[time-nuts] Reminder: MVUS Frequency Measuring Test -- April 19, 2008
John Ackermann N8UR
jra at febo.com
Sat Apr 12 13:33:38 EDT 2008
The Midwest VHF/UHF Society (located in Southwest Ohio) is pleased to
announce that our second MVUS Frequency Measuring Test will be held on
Saturday, April 19, 2008. There will be two transmission periods, each
on a single band: the first at 16:30 EDT (2030 UTC) on 20M, and the
second at 17:30 EDT (2130 UTC) on 40M. Transmissions will be from W8KSE
in Dayton, Ohio (grid square EM79).
Here are more details:
* Two runs: 1630 EDT (2030 UTC) on 20M, and 1730 EDT (2130 UTC) on 40M.
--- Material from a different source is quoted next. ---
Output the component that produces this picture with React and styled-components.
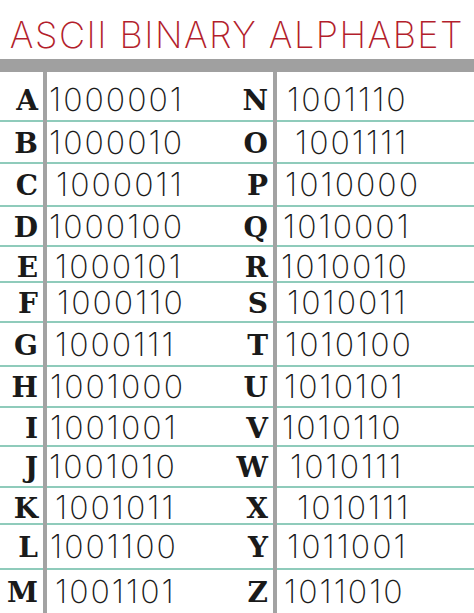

* Nominal frequencies: 14055 and 7055 KHz, plus or minus QRM. NOTE:
check the FMT URL (shown below) for any last minute frequency adjustments!
* Power: about 100 watts. (Our plans for an amplifier fell through,
so we'll be running barefoot this time.)
* Antenna: 3 element yagi at about 90 feet, aimed west, on 20
meters, and an inverted vee broadside east/west on 40 meters.
* Format: Each run will start with a ~5 minute callup, followed by
three key-down periods of just under 10 minutes each, with an ID and
callup message in between.
* To make things more interesting, there will be a small (<100 Hz)
frequency change between each of the three key-down periods.
* A "complete" entry will therefore include 6 measurements -- three
measurements on each of two bands. However, don't let that daunt you --
we'll accept anything from one measurement on up.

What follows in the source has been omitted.